◆ **Data records**
▼

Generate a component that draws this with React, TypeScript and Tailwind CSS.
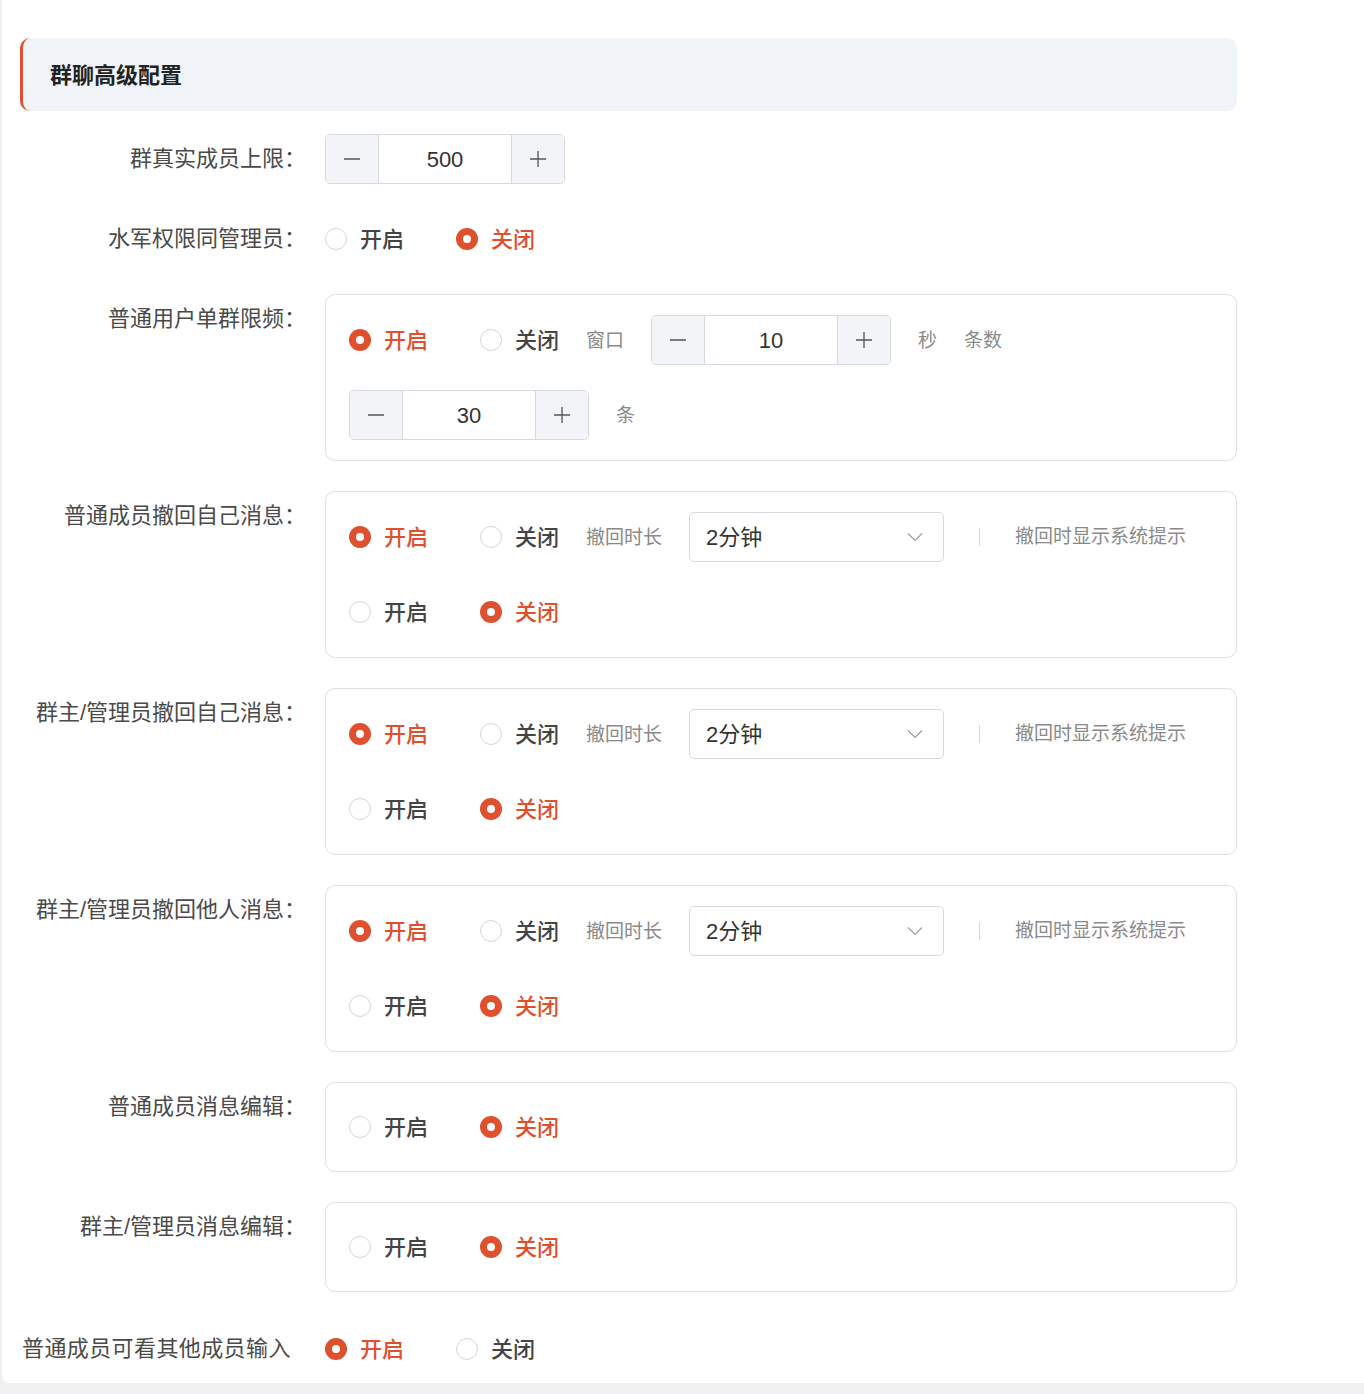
import React from 'react';

const ORANGE = 'text-[#de502e]';

const Radio: React.FC<{ checked?: boolean; label: string }> = ({ checked, label }) => (
  <label className="flex items-center gap-[13px] cursor-pointer">
    {checked ? (
      <span className="w-[22px] h-[22px] rounded-full bg-[#de502e] flex items-center justify-center">
        <span className="w-[8px] h-[8px] rounded-full bg-white" />
      </span>
    ) : (
      <span className="w-[22px] h-[22px] rounded-full border border-[#d3d6dd] bg-white" />
    )}
    <span className={`text-[22px] font-medium ${checked ? ORANGE : 'text-[#444]'}`}>{label}</span>
  </label>
);

// 开启 / 关闭 pair
const OnOff: React.FC<{ on: boolean }> = ({ on }) => (
  <div className="flex items-center gap-[52px]">
    <Radio checked={on} label="开启" />
    <Radio checked={!on} label="关闭" />
  </div>
);

const Stepper: React.FC<{ value: number }> = ({ value }) => (
  <div className="flex h-[50px] w-[240px] rounded-[5px] border border-[#d6d9e0] overflow-hidden">
    <button className="w-[53px] bg-[#f2f4f8] border-r border-[#d6d9e0] flex items-center justify-center">
      <svg width="18" height="18" viewBox="0 0 18 18" fill="none" stroke="#555" strokeWidth="1.3">
        <path d="M1 9h16" />
      </svg>
    </button>
    <div className="flex-1 bg-white flex items-center justify-center text-[22px] text-[#333]">{value}</div>
    <button className="w-[53px] bg-[#f2f4f8] border-l border-[#d6d9e0] flex items-center justify-center">
      <svg width="18" height="18" viewBox="0 0 18 18" fill="none" stroke="#555" strokeWidth="1.3">
        <path d="M1 9h16M9 1v16" />
      </svg>
    </button>
  </div>
);

const Hint: React.FC<{ children: React.ReactNode }> = ({ children }) => (
  <span className="text-[19px] text-[#8a8a8a] pt-[3px]">{children}</span>
);

const Select: React.FC<{ value: string }> = ({ value }) => (
  <div className="w-[255px] h-[50px] rounded-[5px] border border-[#d6d9e0] bg-white flex items-center justify-between pl-[16px] pr-[20px]">
    <span className="text-[22px] text-[#333]">{value}</span>
    <svg width="16" height="10" viewBox="0 0 16 10" fill="none" stroke="#9a9da4" strokeWidth="1.2">
      <path d="M1 1.5l7 7 7-7" />
    </svg>
  </div>
);

const FormItem: React.FC<{ label: string; children: React.ReactNode }> = ({ label, children }) => (
  <div className="flex">
    <div className="w-[305px] shrink-0 pr-[19px] text-right leading-[50px] text-[22px] text-[#4a4a4a]">{label}</div>
    <div className="flex-1">{children}</div>
  </div>
);

const Box: React.FC<{ children: React.ReactNode; tall?: boolean }> = ({ children, tall }) => (
  <div
    className={`border border-[#dcdfe6] rounded-[10px] px-[23px] flex flex-col gap-[25px] ${tall ? 'py-[20px]' : 'py-[19px]'}`}
  >
    {children}
  </div>
);

const Row: React.FC<{ children: React.ReactNode }> = ({ children }) => (
  <div className="h-[50px] flex items-center gap-[27px]">{children}</div>
);

const RecallBox: React.FC = () => (
  <Box tall>
    <Row>
      <OnOff on={true} />
      <Hint>撤回时长</Hint>
      <Select value="2分钟" />
      <span className="ml-[8px] w-px h-[18px] bg-[#d3d6dc]" />
      <span className="ml-[8px]">
        <Hint>撤回时显示系统提示</Hint>
      </span>
    </Row>
    <Row>
      <OnOff on={false} />
    </Row>
  </Box>
);

const App: React.FC = () => {
  return (
    <div
      className="min-h-screen bg-[#eef0f2] pl-[2px] pb-[11px]"
      style={{ fontFamily: '"Liberation Sans", "Noto Sans CJK SC", sans-serif' }}
    >
      <div className="bg-white rounded-bl-[8px] pt-[38px] pl-[18px] pb-[9px]">
        <div className="w-[1217px]">
          {/* Header */}
          <div className="h-[73px] bg-[#f0f3f7] rounded-[10px] border-l-[3px] border-[#de502e] flex items-center pl-[27px]">
            <h1 className="text-[22px] font-bold text-[#222] pt-[2px]">群聊高级配置</h1>
          </div>

          <div className="mt-[23px] flex flex-col gap-[30px]">
            <FormItem label="群真实成员上限：">
              <Stepper value={500} />
            </FormItem>

            <FormItem label="水军权限同管理员：">
              <div className="h-[50px] flex items-center">
                <OnOff on={false} />
              </div>
            </FormItem>

            <FormItem label="普通用户单群限频：">
              <Box tall>
                <Row>
                  <OnOff on={true} />
                  <Hint>窗口</Hint>
                  <Stepper value={10} />
                  <Hint>秒</Hint>
                  <Hint>条数</Hint>
                </Row>
                <Row>
                  <Stepper value={30} />
                  <Hint>条</Hint>
                </Row>
              </Box>
            </FormItem>

            <FormItem label="普通成员撤回自己消息：">
              <RecallBox />
            </FormItem>

            <FormItem label="群主/管理员撤回自己消息：">
              <RecallBox />
            </FormItem>

            <FormItem label="群主/管理员撤回他人消息：">
              <RecallBox />
            </FormItem>

            <FormItem label="普通成员消息编辑：">
              <Box>
                <Row>
                  <OnOff on={false} />
                </Row>
              </Box>
            </FormItem>

            <FormItem label="群主/管理员消息编辑：">
              <Box>
                <Row>
                  <OnOff on={false} />
                </Row>
              </Box>
            </FormItem>

            <div className="flex mt-[2px]">
              <div className="w-[305px] shrink-0 pl-[2px] leading-[50px] text-[22px] tracking-[0.4px] text-[#4a4a4a]">
                普通成员可看其他成员输入
              </div>
              <div className="h-[50px] flex items-center">
                <OnOff on={true} />
              </div>
            </div>
          </div>
        </div>
      </div>
    </div>
  );
};

export default App;
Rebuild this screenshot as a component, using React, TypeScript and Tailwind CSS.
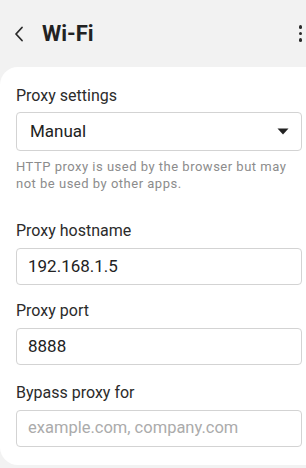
import React from "react";

const font = { fontFamily: "Roboto, 'Noto Sans', sans-serif" };

function Label({ children, className = "" }: { children: React.ReactNode; className?: string }) {
  return <div className={`text-[16px] leading-[22px] text-[#2b2b2b] ${className}`}>{children}</div>;
}

function Field({ value, placeholder, className = "" }: { value?: string; placeholder?: string; className?: string }) {
  return (
    <div className={`h-[37px] rounded-[4px] border border-[#d3d3d3] flex items-center pl-[11px] text-[17px] ${className}`}>
      {value ? <span className="text-[#222]">{value}</span> : <span className="text-[#ababab] text-[16.5px]">{placeholder}</span>}
    </div>
  );
}

export default function App() {
  return (
    <div className="w-[306px] h-[468px] bg-[#f2f2f2] overflow-hidden flex flex-col" style={font}>
      <div className="h-[67px] flex items-center shrink-0">
        <svg width="12" height="16" viewBox="0 0 12 16" className="ml-[13px]">
          <path d="M9 1.5 L3 8 L9 14.5" fill="none" stroke="#2a2a2a" strokeWidth="1.8" strokeLinecap="round" strokeLinejoin="round" />
        </svg>
        <div className="ml-[17px] text-[22px] font-bold text-[#222] leading-none">Wi-Fi</div>
        <div className="ml-auto mr-[4px] flex flex-col gap-[3px] items-center">
          <span className="w-[3.5px] h-[3.5px] rounded-full bg-[#2a2a2a]" />
          <span className="w-[3.5px] h-[3.5px] rounded-full bg-[#2a2a2a]" />
          <span className="w-[3.5px] h-[3.5px] rounded-full bg-[#2a2a2a]" />
        </div>
      </div>
      <div className="bg-white rounded-l-[18px] h-[398px] pl-[16px] pr-[4px] pt-[18px]">
        <Label>Proxy settings</Label>
        <div className="mt-[5px] h-[39px] rounded-[4px] border border-[#d3d3d3] flex items-center pl-[13px] pr-[12px] text-[17px] text-[#222]">
          <span>Manual</span>
          <svg width="12" height="7" viewBox="0 0 12 7" className="ml-auto">
            <path d="M0.5 0.5 L11.5 0.5 L6 6.5 Z" fill="#222" />
          </svg>
        </div>
        <div className="mt-[7px] text-[13px] tracking-[0.5px] leading-[17px] text-[#8c8c8c]">
          HTTP proxy is used by the browser but may not be used by other apps.
        </div>
        <Label className="mt-[28px]">Proxy hostname</Label>
        <Field className="mt-[6px]" value="192.168.1.5" />
        <Label className="mt-[15px]">Proxy port</Label>
        <Field className="mt-[6px]" value="8888" />
        <Label className="mt-[17px]">Bypass proxy for</Label>
        <Field className="mt-[6px]" placeholder="example.com, company.com" />
      </div>
    </div>
  );
}
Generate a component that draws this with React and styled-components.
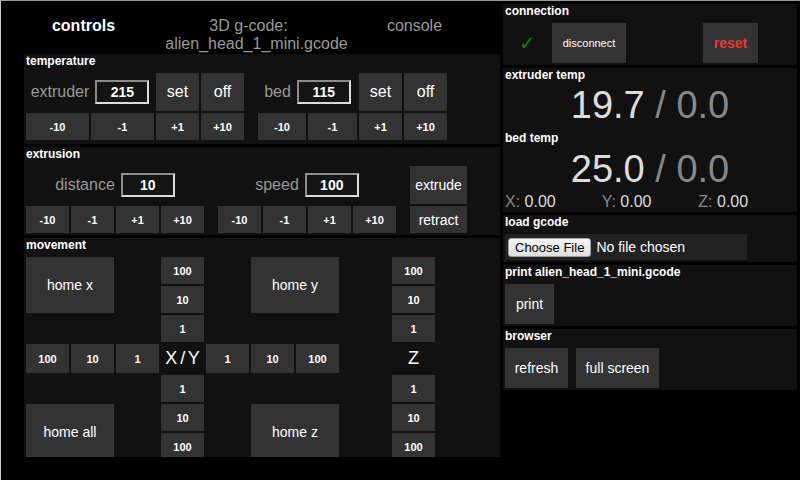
import React from 'react';
import styled, { createGlobalStyle } from 'styled-components';

const GlobalStyle = createGlobalStyle`
  html, body {
    margin: 0;
    padding: 0;
    background: #000;
  }
  body {
    width: 800px;
    height: 480px;
    box-sizing: border-box;
    border-top: 1px solid #9a9a9a;
    border-left: 1px solid #c8c8c8;
    font-family: "Liberation Sans", Arial, sans-serif;
    color: #fff;
    overflow: hidden;
  }
`;

const Page = styled.div`
  display: flex;
  align-items: flex-start;
  gap: 3px;
  padding-left: 23px;
`;

const LeftColumn = styled.div`
  width: 476px;
  display: flex;
  flex-direction: column;
`;

const RightColumn = styled.div`
  width: 294px;
  margin-top: 3px;
  display: flex;
  flex-direction: column;
  gap: 3px;
`;

const Stack = styled.div`
  display: flex;
  flex-direction: column;
  gap: 3px;
`;

const Tabs = styled.nav`
  display: flex;
  height: 53px;
  box-sizing: border-box;
  padding-top: 16px;
  font-size: 16px;
  line-height: 18px;
`;

const Tab = styled.div`
  width: ${p => p.$w}px;
  flex: none;
  text-align: center;
  color: ${p => (p.$active ? '#fff' : '#999')};
  font-weight: ${p => (p.$active ? 'bold' : 'normal')};
`;

const TabLine = styled.span`
  display: block;
  padding-right: ${p => p.$shift || 0}px;
`;

const Panel = styled.section`
  background: #111;
  padding: 0 2px ${p => (p.$pb !== undefined ? p.$pb : 2)}px;
  box-sizing: border-box;
  ${p => (p.$h ? `height: ${p.$h}px; overflow: hidden;` : '')}
`;

const PanelTitle = styled.div`
  font-size: 12px;
  font-weight: bold;
  line-height: 14px;
  margin-bottom: ${p => (p.$mb !== undefined ? p.$mb : 5)}px;
  color: #fff;
`;

const Btn = styled.button`
  grid-column: ${p => p.$col || 'auto'};
  grid-row: ${p => p.$row || 'auto'};
  width: ${p => (p.$w ? `${p.$w}px` : 'auto')};
  height: ${p => (p.$h ? `${p.$h}px` : 'auto')};
  margin: 0;
  padding: 0;
  border: none;
  background: #333;
  color: ${p => p.$color || '#fff'};
  font-family: inherit;
  font-size: ${p => (p.$small ? 11 : p.$size || 14)}px;
  font-weight: ${p => (p.$small || p.$bold ? 'bold' : 'normal')};
  display: flex;
  align-items: center;
  justify-content: center;
  cursor: pointer;
`;

const TempGrid = styled.div`
  display: grid;
  grid-template-columns: 63px 63px 43px 43px 10px 48px 49px 43px 43px;
  grid-template-rows: 38px 27px;
  gap: 2px;
`;

const ExtrusionGrid = styled.div`
  display: grid;
  grid-template-columns: 43px 43px 43px 43px 10px 43px 43px 43px 43px 10px 57px;
  grid-template-rows: 38px 27px;
  gap: 2px;
`;

const MoveGrid = styled.div`
  display: grid;
  grid-template-columns: repeat(7, 43px) 49px 43px;
  grid-template-rows: 27px 27px 27px 29px 27px 27px 27px;
  gap: 2px;
`;

const FieldCell = styled.div`
  grid-column: ${p => p.$col};
  grid-row: 1;
  display: flex;
  align-items: center;
  justify-content: center;
  gap: 6px;
  color: #999;
  font-size: 16px;
`;

const NumInput = styled.input`
  width: 54px;
  height: 24px;
  box-sizing: border-box;
  padding: 0;
  background: #151515;
  color: #fff;
  border: 2px solid;
  border-color: #8c8c8c #dcdcdc #dcdcdc #8c8c8c;
  text-align: center;
  font-family: inherit;
  font-size: 14px;
  font-weight: bold;
`;

const AxisLabel = styled.div`
  grid-column: ${p => p.$col};
  grid-row: ${p => p.$row};
  display: flex;
  align-items: center;
  justify-content: center;
  font-size: 18px;
  word-spacing: -2px;
  color: #fff;
`;

const ConnRow = styled.div`
  display: grid;
  grid-template-columns: 45px 74px 73px 55px;
  grid-template-rows: 40px;
  gap: 2px;
`;

const Check = styled.div`
  display: flex;
  align-items: center;
  justify-content: center;
  color: #0a800a;
  font-size: 20px;
  font-family: "DejaVu Sans", sans-serif;
`;

const BigTemp = styled.div`
  text-align: center;
  font-size: 38px;
  line-height: 43px;
  color: #ddd;
  margin-bottom: ${p => p.$mb || 0}px;
`;

const Target = styled.span`
  color: #888;
`;

const Coords = styled.div`
  display: grid;
  grid-template-columns: repeat(3, 1fr);
  font-size: 16px;
  line-height: 18px;
  margin-top: 2px;
  color: #ddd;
`;

const CoordKey = styled.span`
  color: #888;
`;

const FileBox = styled.div`
  width: 242px;
  height: 26px;
  box-sizing: border-box;
  padding-left: 3px;
  background: #222;
  display: flex;
  align-items: center;
`;

const FileInput = styled.input`
  width: 100%;
  color: #fff;
  font-family: inherit;
  font-size: 14px;
  &::file-selector-button {
    height: 19px;
    margin-right: 5px;
    padding: 0 6px;
    border: 1px solid #a3a3a3;
    border-radius: 3px;
    background: linear-gradient(#f6f6f6, #dedede);
    color: #000;
    font-family: inherit;
    font-size: 13px;
  }
`;

const ActionRow = styled.div`
  display: flex;
  gap: ${p => p.$gap || 0}px;
`;

const steps = ['-10', '-1', '+1', '+10'];

function Temperature() {
  return (
    <Panel $pb={4}>
      <PanelTitle>temperature</PanelTitle>
      <TempGrid>
        <FieldCell $col="1 / 3">
          extruder <NumInput defaultValue="215" />
        </FieldCell>
        <Btn $col={3} $row={1} $size={16}>set</Btn>
        <Btn $col={4} $row={1} $size={16}>off</Btn>
        <FieldCell $col="6 / 8">
          bed <NumInput defaultValue="115" />
        </FieldCell>
        <Btn $col={8} $row={1} $size={16}>set</Btn>
        <Btn $col={9} $row={1} $size={16}>off</Btn>
        {steps.map((s, i) => (
          <Btn key={'e' + s} $col={i + 1} $row={2} $small>{s}</Btn>
        ))}
        {steps.map((s, i) => (
          <Btn key={'b' + s} $col={i + 6} $row={2} $small>{s}</Btn>
        ))}
      </TempGrid>
    </Panel>
  );
}

function Extrusion() {
  return (
    <Panel>
      <PanelTitle>extrusion</PanelTitle>
      <ExtrusionGrid>
        <FieldCell $col="1 / 5">
          distance <NumInput defaultValue="10" />
        </FieldCell>
        <FieldCell $col="6 / 10">
          speed <NumInput defaultValue="100" />
        </FieldCell>
        <Btn $col={11} $row={1}>extrude</Btn>
        {steps.map((s, i) => (
          <Btn key={'d' + s} $col={i + 1} $row={2} $small>{s}</Btn>
        ))}
        {steps.map((s, i) => (
          <Btn key={'s' + s} $col={i + 6} $row={2} $small>{s}</Btn>
        ))}
        <Btn $col={11} $row={2}>retract</Btn>
      </ExtrusionGrid>
    </Panel>
  );
}

function Movement() {
  const column = ['100', '10', '1'];
  return (
    <Panel $h={219} $pb={0}>
      <PanelTitle>movement</PanelTitle>
      <MoveGrid>
        <Btn $col="1 / 3" $row="1 / 3">home x</Btn>
        <Btn $col="6 / 8" $row="1 / 3">home y</Btn>
        {column.map((s, i) => (
          <Btn key={'yu' + s} $col={4} $row={i + 1} $small>{s}</Btn>
        ))}
        {column.map((s, i) => (
          <Btn key={'zu' + s} $col={9} $row={i + 1} $small>{s}</Btn>
        ))}
        {column.map((s, i) => (
          <Btn key={'xl' + s} $col={i + 1} $row={4} $small>{s}</Btn>
        ))}
        <AxisLabel $col={4} $row={4}>X / Y</AxisLabel>
        {[...column].reverse().map((s, i) => (
          <Btn key={'xr' + s} $col={i + 5} $row={4} $small>{s}</Btn>
        ))}
        <AxisLabel $col={9} $row={4}>Z</AxisLabel>
        {[...column].reverse().map((s, i) => (
          <Btn key={'yd' + s} $col={4} $row={i + 5} $small>{s}</Btn>
        ))}
        {[...column].reverse().map((s, i) => (
          <Btn key={'zd' + s} $col={9} $row={i + 5} $small>{s}</Btn>
        ))}
        <Btn $col="1 / 3" $row="6 / 8">home all</Btn>
        <Btn $col="6 / 8" $row="6 / 8">home z</Btn>
      </MoveGrid>
    </Panel>
  );
}

export default function App() {
  return (
    <>
      <GlobalStyle />
      <Page>
        <LeftColumn>
          <Tabs>
            <Tab $w={119} $active>controls</Tab>
            <Tab $w={227}>
              <TabLine $shift={16}>3D g-code:</TabLine>
              <TabLine>alien_head_1_mini.gcode</TabLine>
            </Tab>
            <Tab $w={89}>console</Tab>
          </Tabs>
          <Stack>
            <Temperature />
            <Extrusion />
            <Movement />
          </Stack>
        </LeftColumn>

        <RightColumn>
          <Panel>
            <PanelTitle>connection</PanelTitle>
            <ConnRow>
              <Check>✓</Check>
              <Btn $size={11}>disconnect</Btn>
              <div />
              <Btn $size={14} $bold $color="#ee3535">reset</Btn>
            </ConnRow>
          </Panel>

          <Panel $pb={1}>
            <PanelTitle $mb={2}>extruder temp</PanelTitle>
            <BigTemp $mb={4}>
              19.7 <Target>/ 0.0</Target>
            </BigTemp>
            <PanelTitle $mb={3}>bed temp</PanelTitle>
            <BigTemp>
              25.0 <Target>/ 0.0</Target>
            </BigTemp>
            <Coords>
              <span><CoordKey>X:</CoordKey> 0.00</span>
              <span><CoordKey>Y:</CoordKey> 0.00</span>
              <span><CoordKey>Z:</CoordKey> 0.00</span>
            </Coords>
          </Panel>

          <Panel>
            <PanelTitle>load gcode</PanelTitle>
            <FileBox>
              <FileInput type="file" />
            </FileBox>
          </Panel>

          <Panel>
            <PanelTitle>print alien_head_1_mini.gcode</PanelTitle>
            <ActionRow>
              <Btn $w={49} $h={40}>print</Btn>
            </ActionRow>
          </Panel>

          <Panel>
            <PanelTitle>browser</PanelTitle>
            <ActionRow $gap={8}>
              <Btn $w={63} $h={40}>refresh</Btn>
              <Btn $w={83} $h={40}>full screen</Btn>
            </ActionRow>
          </Panel>
        </RightColumn>
      </Page>
    </>
  );
}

▲

Write out an exact copy of the listing, first line through the line containing "const ORANGE = 'text-[#de502e]';", with the pictures left out.

Generate a component that draws this with React, TypeScript and Tailwind CSS.
import React from 'react';

const ORANGE = 'text-[#de502e]';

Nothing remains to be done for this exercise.